Loi Krathong is a holiday I missed the best parts of in my first year in Thailand, having been on the train to Chiang Mai. This year, it simply fell on a weeknight. A few coworkers and I made the short walk from Pinklao to the Chao Phraya River where the closest celebration was happening.
Loi Krathong is a holiday surrounded by some mystery. There is no direct translation of the name into English, a krathong is the name of the small floating object traditionally made from banana leaf and bread, but (unfortunately) now more often made with Styrofoam. They float down the river to symbolize the release of sins and burdens, and often contain personal effects ranging from money to a lock of hair to toenail clippings.
According to legend, the ceremony started at Wat Traphang Thong Lang, the modern central temple of old Sukhothai. Large celebrations sill gather there to partake in the festival every year. Unfortunately, despite the tradition, this has been mostly disproved by historians, and the Thai royalty, who point to Loi Krathong as a reflection of an older celebration.
The four of us met up in a 50‘s sitcom style, waiting outside the others’ building until they could come out to play. From there, we took a series of zigzagging alleys to get to the river. When it came into view, I was amazed at the crowd there.
One thing I’ve read since going is that there are normally Krathong beauty pageants. A couple dozen elaborate krathongs were on display, and perhaps for sale, on tables underneath the bridge.

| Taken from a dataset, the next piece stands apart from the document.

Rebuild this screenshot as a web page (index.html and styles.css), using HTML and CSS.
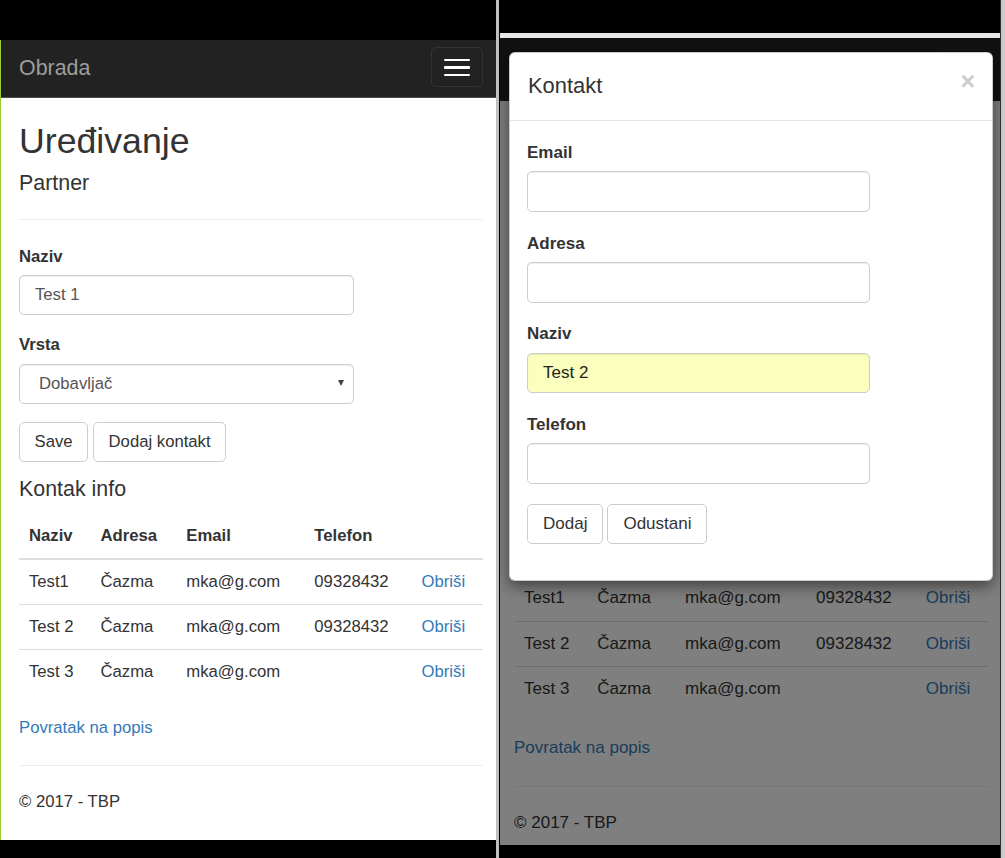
FILE: index.html
```html
<!DOCTYPE html>
<html lang="hr">
<head>
<meta charset="utf-8">
<title>Uređivanje - Obrada</title>
<link rel="stylesheet" href="styles.css">
</head>
<body>
<div class="shot shot--left">
  <div class="page">
    <nav class="navbar">
      <span class="brand">Obrada</span>
      <button class="toggle" type="button" aria-label="Izbornik"><span class="bar"></span><span class="bar"></span><span class="bar"></span></button>
    </nav>
    <main class="content">
      <h2 class="title">Uređivanje</h2>
      <h4 class="subtitle">Partner</h4>
      <hr class="rule rule--top">
      <div class="form-group">
        <label class="label">Naziv</label>
        <input class="field" type="text" value="Test 1">
      </div>
      <div class="form-group">
        <label class="label">Vrsta</label>
        <div class="select-wrap">
          <select class="field field--select"><option>Dobavljač</option></select>
          <span class="caret"></span>
        </div>
      </div>
      <div class="actions">
        <button class="btn" type="button">Save</button>
        <button class="btn" type="button">Dodaj kontakt</button>
      </div>
      <h4 class="subtitle subtitle--section">Kontak info</h4>
      <table class="table">
        <thead>
          <tr><th class="c1">Naziv</th><th class="c2">Adresa</th><th class="c3">Email</th><th class="c4">Telefon</th><th class="c5"></th></tr>
        </thead>
        <tbody>
          <tr><td>Test1</td><td>Čazma</td><td>mka@g.com</td><td>09328432</td><td><a class="link" href="#">Obriši</a></td></tr>
          <tr><td>Test 2</td><td>Čazma</td><td>mka@g.com</td><td>09328432</td><td><a class="link" href="#">Obriši</a></td></tr>
          <tr><td>Test 3</td><td>Čazma</td><td>mka@g.com</td><td></td><td><a class="link" href="#">Obriši</a></td></tr>
        </tbody>
      </table>
      <p class="back"><a class="link" href="#">Povratak na popis</a></p>
      <hr class="rule rule--footer">
      <footer class="footer"><p>© 2017 - TBP</p></footer>
    </main>
  </div>
</div>
<div class="divider"></div>
<div class="shot shot--right">
  <div class="chrome-strip"></div>
  <div class="page">
    <nav class="navbar">
      <span class="brand covered" aria-hidden="true">Obrada</span>
      <button class="toggle" type="button" aria-label="Izbornik"><span class="bar"></span><span class="bar"></span><span class="bar"></span></button>
    </nav>
    <main class="content">
      <div class="covered" aria-hidden="true">
        <h2 class="title">Uređivanje</h2>
        <h4 class="subtitle">Partner</h4>
        <hr class="rule rule--top">
        <div class="form-group">
          <label class="label">Naziv</label>
          <input class="field" type="text" value="Test 1">
        </div>
        <div class="form-group">
          <label class="label">Vrsta</label>
          <div class="select-wrap">
            <select class="field field--select"><option>Dobavljač</option></select>
            <span class="caret"></span>
          </div>
        </div>
        <div class="actions">
          <button class="btn" type="button">Save</button>
          <button class="btn" type="button">Dodaj kontakt</button>
        </div>
        <h4 class="subtitle subtitle--section">Kontak info</h4>
      </div>
      <table class="table">
        <thead class="covered">
          <tr><th class="c1">Naziv</th><th class="c2">Adresa</th><th class="c3">Email</th><th class="c4">Telefon</th><th class="c5"></th></tr>
        </thead>
        <tbody>
          <tr><td>Test1</td><td>Čazma</td><td>mka@g.com</td><td>09328432</td><td><a class="link" href="#">Obriši</a></td></tr>
          <tr><td>Test 2</td><td>Čazma</td><td>mka@g.com</td><td>09328432</td><td><a class="link" href="#">Obriši</a></td></tr>
          <tr><td>Test 3</td><td>Čazma</td><td>mka@g.com</td><td></td><td><a class="link" href="#">Obriši</a></td></tr>
        </tbody>
      </table>
      <p class="back"><a class="link" href="#">Povratak na popis</a></p>
      <hr class="rule rule--footer">
      <footer class="footer"><p>© 2017 - TBP</p></footer>
    </main>
    <div class="backdrop"></div>
    <div class="modal" role="dialog" aria-label="Kontakt">
      <div class="modal-header">
        <h4 class="modal-title">Kontakt</h4>
        <button class="close" type="button" aria-label="Zatvori">×</button>
      </div>
      <div class="modal-body">
        <div class="form-group">
          <label class="label">Email</label>
          <input class="field" type="text">
        </div>
        <div class="form-group">
          <label class="label">Adresa</label>
          <input class="field" type="text">
        </div>
        <div class="form-group">
          <label class="label">Naziv</label>
          <input class="field field--autofill" type="text" value="Test 2">
        </div>
        <div class="form-group">
          <label class="label">Telefon</label>
          <input class="field" type="text">
        </div>
        <div class="actions">
          <button class="btn" type="button">Dodaj</button>
          <button class="btn" type="button">Odustani</button>
        </div>
      </div>
    </div>
  </div>
</div>
<div class="edge"></div>
</body>
</html>
```
FILE: styles.css
```css
* { box-sizing: border-box; }
html, body { margin: 0; }
body {
  display: flex;
  width: 1005px;
  height: 858px;
  overflow: hidden;
  background: #000;
  font-family: "Liberation Sans", Arial, Helvetica, sans-serif;
  color: #333;
}

/* screenshot frames */
.shot { flex: none; display: flex; flex-direction: column; }
.shot--left { width: 496px; padding-top: 40px; }
.shot--right { width: 500px; padding-top: 33px; }
.divider { flex: none; width: 3px; margin-right: 1px; background: #bfbfbf; }
.edge { flex: none; width: 5px; border-left: 1px solid #2e2e2e; background: #c9c9c9; }
.chrome-strip { height: 5px; background: #e6e6e6; }

/* page */
.page {
  position: relative;
  overflow: hidden;
  background: #fff;
  font-size: 16.7px;
  line-height: 23.86px;
}
.shot--left .page { height: 800px; border-left: 1px solid #9acd32; }
.shot--right .page { height: 807px; font-size: 17px; line-height: 24.3px; }

/* content hidden behind the open modal */
.covered { visibility: hidden; }

/* navbar */
.navbar {
  display: flex;
  justify-content: space-between;
  align-items: flex-start;
  height: 58px;
  padding: 0 13px 0 18px;
  background: #222;
  border-bottom: 1px solid #4a4a4a;
}
.shot--right .navbar { height: 63px; padding: 0 11px 0 14px; border-bottom: 0; }
.brand { padding-top: 16px; font-size: 21.4px; line-height: 24px; color: #9d9d9d; }
.toggle {
  display: flex;
  flex-direction: column;
  gap: 4.9px;
  width: 52px;
  height: 40px;
  margin-top: 7px;
  padding: 11px 12px 0;
  border: 1px solid #333;
  border-radius: 5px;
  background: transparent;
}
.shot--right .toggle { margin-top: 11px; }
.bar { display: block; height: 2.4px; border-radius: 1px; background: #fff; }

/* content */
.content { padding: 0 13px 0 18px; }
.shot--right .content { padding: 12px 11px 0 14px; }
.title { margin: 24px 0 10.5px; font-size: 35.7px; line-height: 39px; font-weight: 500; }
.subtitle { margin: 0; font-size: 21.4px; line-height: 23.5px; font-weight: 500; }
.subtitle--section { margin: 0 0 12.5px; }
.rule { margin: 0; border: 0; border-top: 1px solid #eee; }
.rule--top { margin: 24px 0 25px; }
.rule--footer { margin: 25px 0 24px; }

.form-group { margin-bottom: 18px; }
.label { display: block; margin-bottom: 6.5px; font-weight: bold; }
.field {
  display: block;
  width: 335px;
  height: 40px;
  padding: 0 15px;
  border: 1px solid #ccc;
  border-radius: 5px;
  background: #fff;
  box-shadow: inset 0 1px 1px rgba(0, 0, 0, .075);
  font: inherit;
  color: #555;
}
.select-wrap { position: relative; width: 335px; }
.field--select { appearance: none; -webkit-appearance: none; padding-left: 19px; }
.caret {
  position: absolute;
  right: 10px;
  top: 16.5px;
  width: 0;
  height: 0;
  border-left: 3.5px solid transparent;
  border-right: 3.5px solid transparent;
  border-top: 6px solid #444;
}

.actions { display: flex; gap: 5px; margin-top: 1px; margin-bottom: 16.5px; }
.btn {
  height: 40px;
  padding: 0 14.5px;
  border: 1px solid #ccc;
  border-radius: 5px;
  background: #fff;
  font: inherit;
  color: #333;
}

/* table */
.table { width: 100%; border-collapse: collapse; margin-bottom: 22px; }
.shot--right .table { margin-bottom: 25px; }
.table th, .table td { padding: 10px; text-align: left; vertical-align: top; }
.table th { font-weight: bold; border-bottom: 2px solid #ddd; }
.table td { border-top: 1px solid #ddd; }
.c1 { width: 15.4%; }
.c2 { width: 18.5%; }
.c3 { width: 27.6%; }
.c4 { width: 23.1%; }
.c5 { width: 15.4%; }

.link { color: #337ab7; text-decoration: none; }
.back { margin: 0; }
.footer p { margin: 0; }

/* modal */
.backdrop { position: absolute; inset: 0; background: rgba(0, 0, 0, .5); }
.modal {
  position: absolute;
  left: 9px;
  top: 14px;
  width: 484px;
  background: #fff;
  border: 1px solid rgba(0, 0, 0, .2);
  border-radius: 6px;
  box-shadow: 0 5px 15px rgba(0, 0, 0, .5);
  color: #333;
}
.modal-header {
  display: flex;
  justify-content: space-between;
  align-items: flex-start;
  padding: 17px 17px 18.6px 18px;
  border-bottom: 1px solid #e5e5e5;
}
.modal-title { margin: 0; font-size: 21.9px; line-height: 31.3px; font-weight: 500; }
.close {
  margin-top: -1.5px;
  padding: 0;
  border: 0;
  background: none;
  font-family: inherit;
  font-size: 25px;
  font-weight: bold;
  line-height: 25px;
  color: #000;
  opacity: .2;
}
.modal-body { padding: 20px 18px 18px 17px; }
.modal-body .form-group { margin-bottom: 19.7px; }
.modal-body .label { margin-bottom: 6.2px; }
.modal-body .field { width: 343px; height: 40.5px; }
.field--autofill { background: #faffbd; color: #222; }
.modal-body .actions { gap: 4px; margin: 0 0 18px; }
.modal-body .btn { height: 40.5px; padding: 0 15px; }
```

All around, people were launching khom loi, paper lanterns illuminated and lifted by a flame in the center. Interestingly, khom loi stem from a different festival in the north of Thailand that has become intermingled with Loi Krathong. And while khom loi are awesome to watch, occasionally a misfire while launching will shoot it into a crowd of people or the whole thing would catch fire and fall into the river.
Making our way past the krathong beauty pageant, the five of us had a seat on the terraced edge of the riverwalk under the light of the bridge and the highly-illuminated statue of King Rama VIII. Here we saw one of the most amusing parts of the celebration.
While most people in Bangkok would never entertain the thought of swimming in the Chao Phraya River after seeing the condition of its tributary canals, this seemed to be the vigorously pursued job of several men near the river bank. Most of the krathongs were launched upstream from the north side of the bridge, these men would swim up to them on the south side of the bridge, retrieve them, and bring the krathongs back to the riverbank for their associates to gather, take any money inside, and then re-sell.
While I understand the practicality of this, it did seem to kind of defeat the purpose.
The riverwalk we were sitting on was much more slippery than it looked. And, while we were all just sitting and watching everything happening, others were a lot more active. We saw a lot of people slip on these terraces and fall into the river. And while their friends got a laugh out of this more often than they came to help, the ones who fell looked miserable as they emerged from the Chao Phraya.